Introductory Citation

"The goal, Wilkins says, isn’t just offering up a short-term solution to the current scarcity of academic jobs. It’s suggesting a new system altogether, named for ronin—the samurai who broke with the code of feudal Japan, refusing to commit suicide upon the deaths of their masters. “The analogy is, if you’re not employed by a university and you’re an academic, you’re supposed to say, ‘Well, I’m not an academic anymore.’ You’re supposed to sort of commit professional suicide at that point,” Wilkins said. “And what we’re saying is, ‘You know what? No, we can do this. We don’t need a master.’” (http://articles.boston.com/2012-05-27/ideas/31837472_1_tenure-track-job-doctorates-academia)


Discussion

By Jon F. Wilkins:

"The purpose of the Ronin Institute is to reinvent academia outside of the academy, to invent new ways to fund, support, and connect scholars who are doing their research outside of the traditional setting of the university (or National Laboratory, independent research institute, etc.). Simple enough, right?
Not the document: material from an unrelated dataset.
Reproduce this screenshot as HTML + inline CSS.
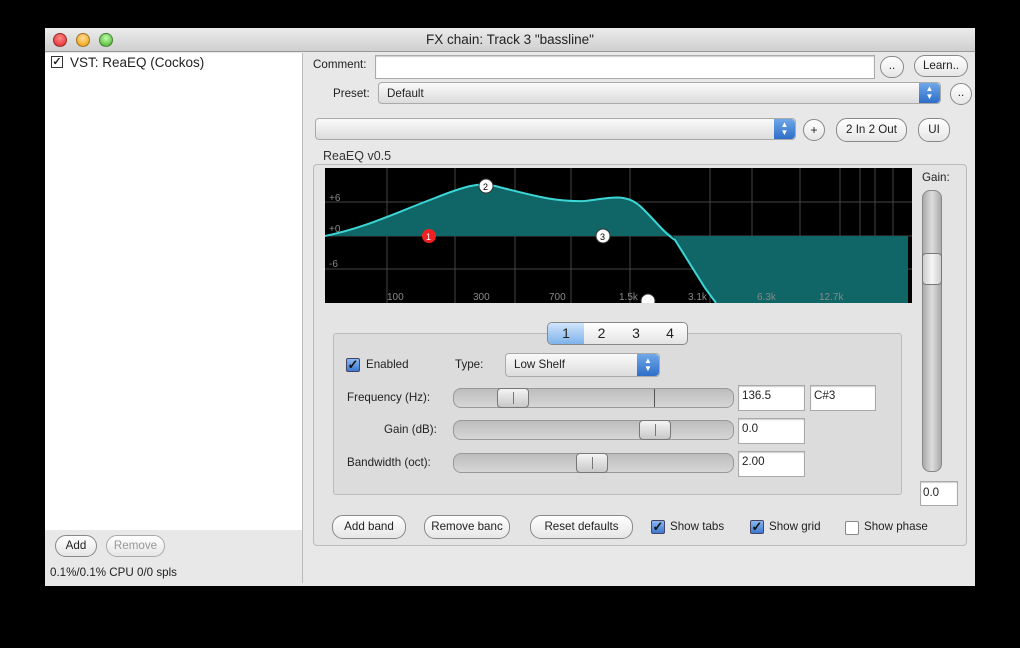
<!DOCTYPE html>
<html><head><meta charset="utf-8"><style>
*{box-sizing:border-box;margin:0;padding:0}
body{width:1020px;height:648px;background:#000;font-family:"Liberation Sans",sans-serif;font-size:11.6px;color:#222;position:relative;overflow:hidden}
.a{position:absolute}
.win{left:45px;top:28px;width:930px;height:558px;background:#e8e8e8}
.title{left:45px;top:28px;width:930px;height:24px;background:linear-gradient(#ececec,#cfcfcf);border-bottom:1px solid #999;text-align:center;font-size:13.5px;line-height:24px;color:#222}
.dot{width:14px;height:14px;border-radius:50%;top:33px;border:1px solid rgba(0,0,0,.35)}
.inp{background:#fff;border:1px solid #aaa;box-shadow:inset 0 1px 1px #ccc}
.btn{background:linear-gradient(#fff,#e6e6e6);border:1px solid #888;border-radius:11px;text-align:center;line-height:20px;height:22px}
.pop{background:linear-gradient(#fafafa,#dcdcdc);border:1px solid #aaa;border-radius:4px}
.arr{background:linear-gradient(#6fa8e8,#2d6ec8);border-radius:0 4px 4px 0;color:#fff;font-size:8px;text-align:center;line-height:8px;padding-top:2px}
.trk{height:20px;background:linear-gradient(#bdbdbd,#d6d6d6);border:1px solid #999;border-radius:8px}
.th{width:32px;height:20px;background:linear-gradient(#f4f4f4,#c8c8c8);border:1px solid #777;border-radius:4px}
.th:after{content:"";position:absolute;left:15px;top:3px;width:1px;height:12px;background:#777}
.cb{width:14px;height:14px;border:1px solid #446;border-radius:2px;background:linear-gradient(#8bb8ee,#3b78d0);color:#111;font-size:13px;line-height:12px;text-align:center;font-weight:bold}
</style></head><body>
<div class="a win"></div>
<div class="a title">FX chain: Track 3 "bassline"</div>
<div class="a dot" style="left:53px;background:radial-gradient(circle at 50% 35%,#f88,#d22)"></div>
<div class="a dot" style="left:76px;background:radial-gradient(circle at 50% 35%,#fd9,#e90)"></div>
<div class="a dot" style="left:99px;background:radial-gradient(circle at 50% 35%,#bfa,#4a2)"></div>
<div class="a" style="left:45px;top:53px;width:257px;height:477px;background:#fff"></div>
<div class="a" style="left:51px;top:56px;width:12px;height:12px;border:1px solid #333;font-size:11px;line-height:10px;text-align:center;font-weight:bold">✓</div>
<div class="a" style="left:70px;top:55px;font-size:13.5px">VST: ReaEQ (Cockos)</div>
<div class="a btn" style="left:55px;top:535px;width:42px;height:22px">Add</div>
<div class="a btn" style="left:106px;top:535px;width:59px;height:22px;color:#999;border-color:#aaa">Remove</div>
<div class="a" style="left:50px;top:566px">0.1%/0.1% CPU 0/0 spls</div>
<div class="a" style="left:302px;top:53px;width:1px;height:530px;background:#bbb"></div>

<div class="a" style="left:313px;top:58px">Comment:</div>
<div class="a inp" style="left:375px;top:55px;width:500px;height:24px"></div>
<div class="a btn" style="left:880px;top:56px;width:24px;height:22px;line-height:18px">..</div>
<div class="a btn" style="left:914px;top:55px;width:54px;height:22px">Learn..</div>
<div class="a" style="left:333px;top:87px">Preset:</div>
<div class="a pop" style="left:378px;top:82px;width:563px;height:22px;padding:4px 8px">Default</div>
<div class="a arr" style="left:919px;top:83px;width:21px;height:20px">▲<br>▼</div>
<div class="a btn" style="left:950px;top:83px;width:22px;height:22px;line-height:18px">..</div>
<div class="a pop" style="left:315px;top:118px;width:481px;height:22px"></div>
<div class="a arr" style="left:774px;top:119px;width:21px;height:20px">▲<br>▼</div>
<div class="a btn" style="left:803px;top:119px;width:22px;height:22px;font-size:12px">+</div>
<div class="a btn" style="left:836px;top:118px;width:71px;height:24px;line-height:22px">2 In 2 Out</div>
<div class="a btn" style="left:918px;top:118px;width:32px;height:24px;line-height:22px">UI</div>
<div class="a" style="left:323px;top:149px;font-size:12.5px;color:#333">ReaEQ v0.5</div>
<div class="a" style="left:313px;top:164px;width:654px;height:382px;border:1px solid #bbb;border-radius:4px;background:#e4e4e4"></div>

<svg class="a" style="left:325px;top:168px" width="587" height="135" viewBox="0 0 587 135">
<rect width="587" height="135" fill="#000"/>
<g stroke="#444" stroke-width="1">
<line x1="62" y1="0" x2="62" y2="135"/><line x1="130" y1="0" x2="130" y2="135"/><line x1="190" y1="0" x2="190" y2="135"/><line x1="246" y1="0" x2="246" y2="135"/><line x1="305" y1="0" x2="305" y2="135"/><line x1="385" y1="0" x2="385" y2="135"/><line x1="427" y1="0" x2="427" y2="135"/><line x1="475" y1="0" x2="475" y2="135"/><line x1="515" y1="0" x2="515" y2="135"/><line x1="535" y1="0" x2="535" y2="135"/><line x1="550" y1="0" x2="550" y2="135"/><line x1="568" y1="0" x2="568" y2="135"/>
<line x1="0" y1="34" x2="587" y2="34"/><line x1="0" y1="68" x2="587" y2="68"/><line x1="0" y1="101" x2="587" y2="101"/>
</g>
<path d="M0 68 C40 60 70 45 110 30 C140 18 155 14 170 18 C210 28 230 34 260 33 C285 30 300 25 315 38 C330 52 338 62 348 68 Z" fill="#106666"/>
<path d="M348 68 L380 120 L390 135 L583 135 L583 68 Z" fill="#106666"/>
<path d="M0 68 C40 60 70 45 110 30 C140 18 155 14 170 18 C210 28 230 34 260 33 C285 30 300 25 315 38 C330 52 340 66 350 72 L380 120 L391 135" fill="none" stroke="#3cd6d6" stroke-width="2"/>
<g fill="#888" font-size="10" font-family="Liberation Sans"><text x="4" y="33">+6</text><text x="4" y="64">+0</text><text x="4" y="99">-6</text>
<text x="62" y="132">100</text><text x="148" y="132">300</text><text x="224" y="132">700</text><text x="294" y="132">1.5k</text><text x="363" y="132">3.1k</text><text x="432" y="132">6.3k</text><text x="494" y="132">12.7k</text></g>
<circle cx="104" cy="68" r="7" fill="#e22"/><text x="101" y="72" font-size="9" fill="#fff">1</text>
<circle cx="161" cy="18" r="7" fill="#fff" stroke="#333"/><text x="158" y="22" font-size="9">2</text>
<circle cx="278" cy="68" r="7" fill="#fff" stroke="#333"/><text x="275" y="72" font-size="9">3</text>
<circle cx="323" cy="133" r="7" fill="#fff" stroke="#333"/>
</svg>

<div class="a" style="left:922px;top:171px">Gain:</div>
<div class="a" style="left:922px;top:190px;width:20px;height:282px;border:1px solid #888;border-radius:8px;background:linear-gradient(90deg,#aaa,#ddd,#aaa)"></div>
<div class="a" style="left:922px;top:253px;width:20px;height:32px;border:1px solid #777;border-radius:4px;background:linear-gradient(90deg,#ccc,#f6f6f6,#ccc)"></div>
<div class="a inp" style="left:920px;top:481px;width:38px;height:25px;padding:4px 2px">0.0</div>

<div class="a" style="left:333px;top:333px;width:569px;height:162px;border:1px solid #bbb;border-radius:3px;background:#dcdcdc"></div>
<div class="a" style="left:547px;top:322px;width:141px;height:23px;border:1px solid #888;border-radius:5px;background:linear-gradient(#fff,#e4e4e4);display:flex;font-size:14px;line-height:21px">
<div style="width:36px;text-align:center;background:linear-gradient(#cfe4fb,#7fb3ea);border-radius:4px 0 0 4px">1</div><div style="width:35px;text-align:center">2</div><div style="width:34px;text-align:center">3</div><div style="width:34px;text-align:center">4</div></div>
<div class="a cb" style="left:346px;top:358px">✓</div>
<div class="a" style="left:366px;top:358px">Enabled</div>
<div class="a" style="left:455px;top:358px">Type:</div>
<div class="a pop" style="left:505px;top:353px;width:155px;height:24px;padding:4px 8px">Low Shelf</div>
<div class="a arr" style="left:637px;top:354px;width:22px;height:22px;padding-top:3px">▲<br>▼</div>
<div class="a" style="left:347px;top:391px">Frequency (Hz):</div>
<div class="a trk" style="left:453px;top:388px;width:281px"></div>
<div class="a" style="left:654px;top:389px;width:1px;height:18px;background:#555"></div>
<div class="a th" style="left:497px;top:388px"></div>
<div class="a inp" style="left:738px;top:385px;width:67px;height:26px;padding:3px 3px">136.5</div>
<div class="a inp" style="left:810px;top:385px;width:66px;height:26px;padding:3px 3px">C#3</div>
<div class="a" style="left:384px;top:423px">Gain (dB):</div>
<div class="a trk" style="left:453px;top:420px;width:281px"></div>
<div class="a th" style="left:639px;top:420px"></div>
<div class="a inp" style="left:738px;top:418px;width:67px;height:26px;padding:3px 3px">0.0</div>
<div class="a" style="left:347px;top:456px">Bandwidth (oct):</div>
<div class="a trk" style="left:453px;top:453px;width:281px"></div>
<div class="a th" style="left:576px;top:453px"></div>
<div class="a inp" style="left:738px;top:451px;width:67px;height:26px;padding:3px 3px">2.00</div>

<div class="a btn" style="left:332px;top:515px;width:74px;height:24px;line-height:22px">Add band</div>
<div class="a btn" style="left:424px;top:515px;width:86px;height:24px;line-height:22px;overflow:hidden;white-space:nowrap">Remove banc</div>
<div class="a btn" style="left:530px;top:515px;width:103px;height:24px;line-height:22px">Reset defaults</div>
<div class="a cb" style="left:651px;top:520px">✓</div><div class="a" style="left:670px;top:520px">Show tabs</div>
<div class="a cb" style="left:750px;top:520px">✓</div><div class="a" style="left:769px;top:520px">Show grid</div>
<div class="a" style="left:845px;top:521px;width:14px;height:14px;border:1px solid #888;background:#fff;border-radius:2px"></div><div class="a" style="left:864px;top:520px">Show phase</div>
</body></html>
The difficulty comes in talking in more detail about this new, alternative model for scholarship. The reason is that there is no single model that we are trying to push. The “right way” to pursue independent scholarship is going to vary from person to person, just as the reasons for pursuing their scholarship independently are going to vary. For some people, independent scholarship is a stepping stone, a way to keep themselves in the game while they are pursuing their long-term goal of securing a more traditional position. For others (myself included), independence is the long-term goal. If you come back and check up on me five or ten years from now, and you find me in a tenured faculty position, it will mean that I have failed (or maybe that I suffered a personality-altering head injury).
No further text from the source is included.